Christine Babcock is an amazing fighter for equality. She grew up a pastor’s child, and upon doing research and seeing “a man’s woman” being listed as the meaning for her given name, she decided to go by her middle name instead. Christine is a young queer woman who has worked tirelessly to advance equality for all people. In 2012, she interned on the “I Commit” campaign for the Kalamazoo Gay Lesbian Resource Center. In addition to this, Christine was active with Western Michigan University’s LGBT student advocacy group “OUTspoken”. In 2013, Christine became involved with a pay equity battle at Western Michigan University.

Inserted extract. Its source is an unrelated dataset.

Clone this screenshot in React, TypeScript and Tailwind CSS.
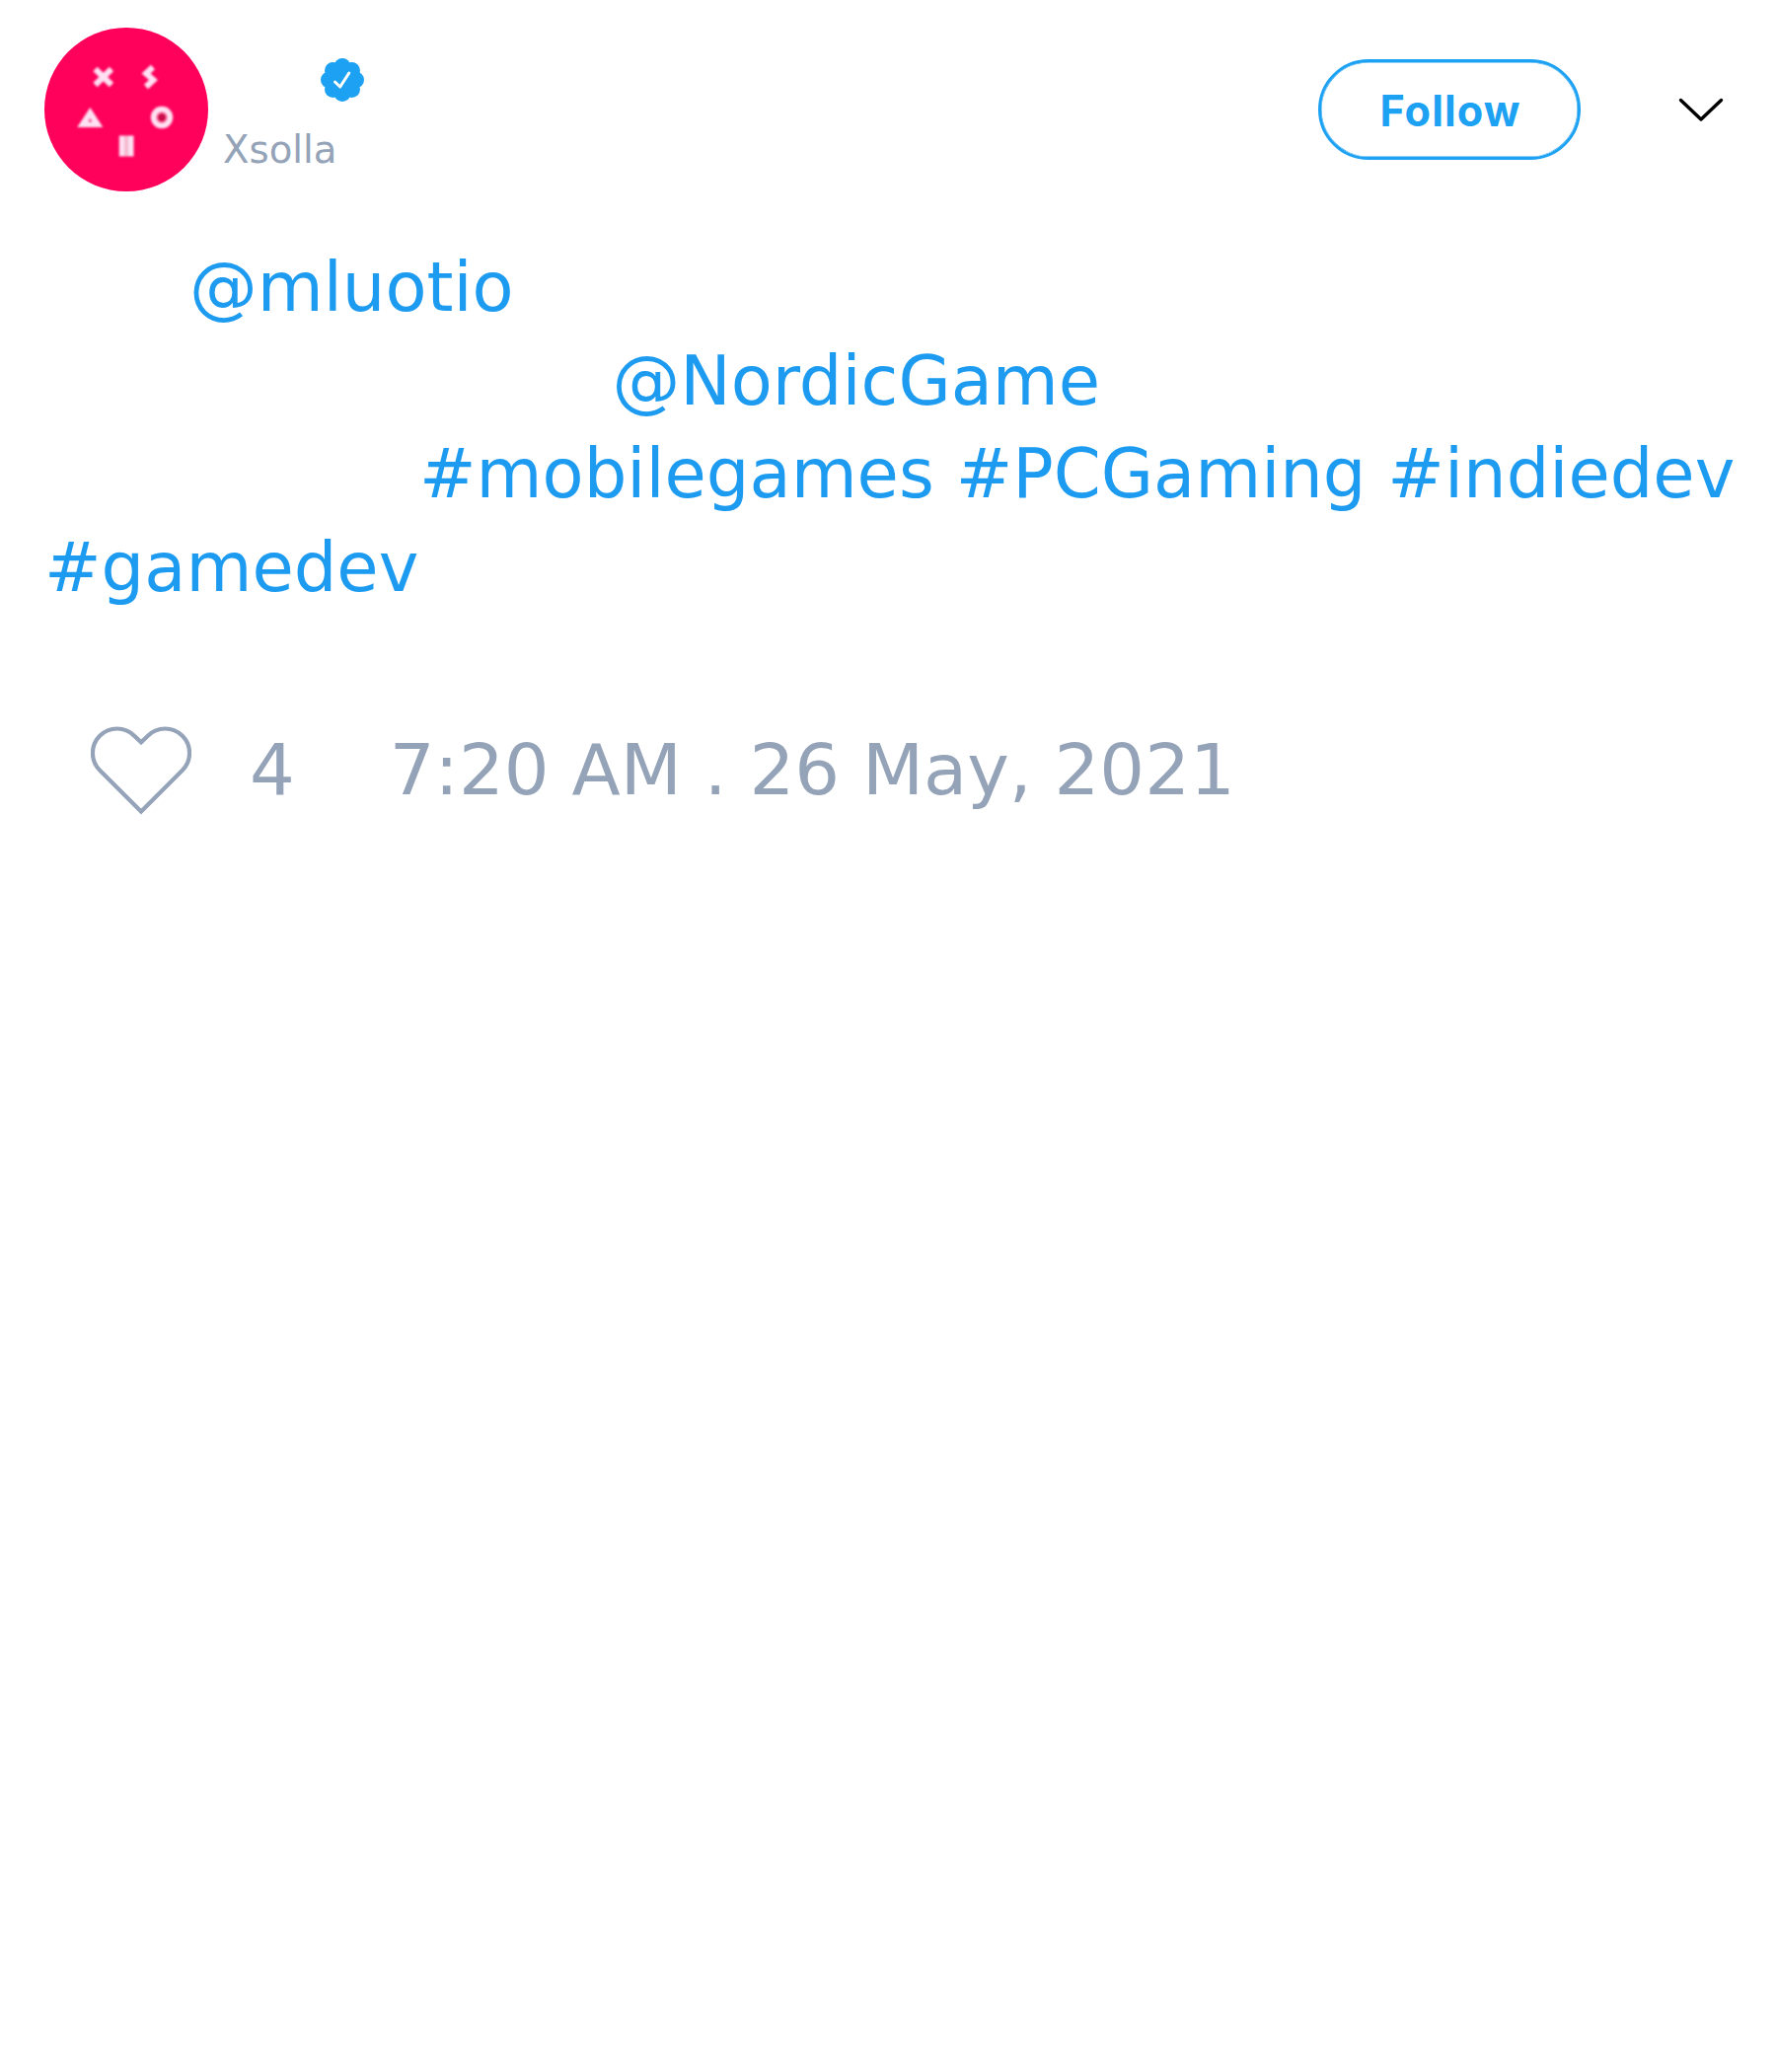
function Avatar() {
  return (
    <svg viewBox="0 0 166 166" className="size-[166px] shrink-0 rounded-full bg-[#ff005b]" fill="none" stroke="#ffe0f2">
      <defs>
        <filter id="soft" x="-20%" y="-20%" width="140%" height="140%">
          <feGaussianBlur stdDeviation="0.9" />
        </filter>
      </defs>
      <g filter="url(#soft)" strokeWidth="6">
        <path d="M51.500 42 68 58M68 42 51.500 58" strokeWidth="6" />
        <path d="M110 40 103 46.500 110.500 53 103 60" />
        <path d="M46.300 86.500 53.800 98H38.800Z" />
        <circle cx="46.300" cy="95" r="1.200" fill="#e0407f" stroke="none" />
        <circle cx="119" cy="91" r="8.200" />
        <circle cx="119" cy="91" r="4" fill="#c8104f" stroke="none" />
        <path d="M78.800 109.500v21M87.500 109.500v21" />
        <path d="M83.200 109.500v21" strokeWidth="3.500" stroke="#f3b9cd" />
      </g>
    </svg>
  );
}

function VerifiedBadge() {
  return (
    <svg viewBox="0 0 44 44" className="size-11" fill="#1da1f2">
      <circle cx="22" cy="22" r="16" />
      <circle cx="22" cy="8.500" r="8.500" />
      <circle cx="22" cy="35.500" r="8.500" />
      <circle cx="8.500" cy="22" r="8.500" />
      <circle cx="35.500" cy="22" r="8.500" />
      <circle cx="12.500" cy="12.500" r="8.500" />
      <circle cx="31.500" cy="12.500" r="8.500" />
      <circle cx="12.500" cy="31.500" r="8.500" />
      <circle cx="31.500" cy="31.500" r="8.500" />
      <path d="m14.500 24 5.200 5L28.800 15" fill="none" stroke="#fff" strokeWidth="3" strokeLinecap="round" strokeLinejoin="round" />
    </svg>
  );
}

export default function App() {
  return (
    <main className="min-h-[2100px] w-[1800px] overflow-hidden bg-white font-['DejaVu_Sans',sans-serif]">
      <header className="flex h-[194px] items-start pt-7 pl-[45px]">
        <Avatar />
        <div className="ml-[15px] flex flex-col pt-[31px]">
          <div className="ml-[99px]">
            <VerifiedBadge />
          </div>
          <span className="mt-[25px] text-[38.700px] leading-[48px] text-[#94a3b8]">Xsolla</span>
        </div>
        <button className="mt-8 mr-[97px] ml-auto h-[102px] w-[266px] rounded-full border-3 border-[#1da1f2] pt-[3px] pl-[2px] font-['Inter',sans-serif] text-[43.200px] leading-none font-bold tracking-[1.100px] text-[#1da1f2] shadow-[inset_0_0_0_0.500px_#1da1f2]">
          Follow
        </button>
        <svg viewBox="0 0 50 30" className="mt-[68px] mr-[51px] h-[30px] w-[50px]" fill="none" stroke="#000" strokeWidth="3.400" strokeLinecap="round" strokeLinejoin="round">
          <path d="M4.500 5.500 25 25 45.500 5.500" />
        </svg>
      </header>

      <section className="mt-[50px] flex flex-col pl-[45px] text-[68.780px] leading-[94.700px] whitespace-nowrap text-[#1d9bf0]">
        <a className="ml-[147px]">@mluotio</a>
        <a className="ml-[575.500px]">@NordicGame</a>
        <div className="ml-[380px]">
          <a>#mobilegames</a> <a>#PCGaming</a> <a>#indiedev</a>
        </div>
        <a>#gamedev</a>
      </section>

      <footer className="mt-[107px] flex items-center pl-[92px] text-[72px] leading-[100px] whitespace-nowrap text-[#94a3b8]">
        <svg viewBox="0 0 102 92" className="h-[92px] w-[102px]" fill="none" stroke="currentColor" strokeWidth="4.200">
          <path d="M51 88.500 9.200 46.700A24.700 24.700 0 0 1 44.100 11.700L51 18.300 57.900 11.700A24.700 24.700 0 0 1 92.800 46.700Z" />
        </svg>
        <span className="ml-[59px]">4</span>
        <span className="ml-[96px]">7:20 AM . 26 May, 2021</span>
      </footer>
    </main>
  );
}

The fight is ongoing, but Christine has become the main student voice fighting for pay equity for female faculty members at WMU. Christine organized a pay equity rally and collected signatures of students, alumni, staff, and faculty who supported pay equity. The rally saw 70 attendees and Christine was able to singlehandedly collect 118 signatures in support. Christine is also the chair of the Queer Women’s Committee at the Kalamazoo Gay Lesbian Resource Center and was instrumental in reviving the committee. Through all of her activism, Christine has remained a proponent of intersectionality of issues. Christine is able to view issues through multiple lenses ‐ gender, sexuality, labor, and religion. She is a star student at WMU, where she studies Gender & Women’s Studies. I thoroughly endorse Christine as a “Feminist You Should Know.” This young woman has grown incredibly as she has come into adulthood. Not only is she talented academically, Christine is WMU’s own Norma Rae. When students were silent at WMU over the pay equity issue, Christine organized them. When there wasn’t a space for women at the KGLRC, Christine created it. When LGBTQ students were struggling to adjust to college life, Christine helped them to feel safe. She works every day to recognize her own privilege while fighting back against oppression for all people.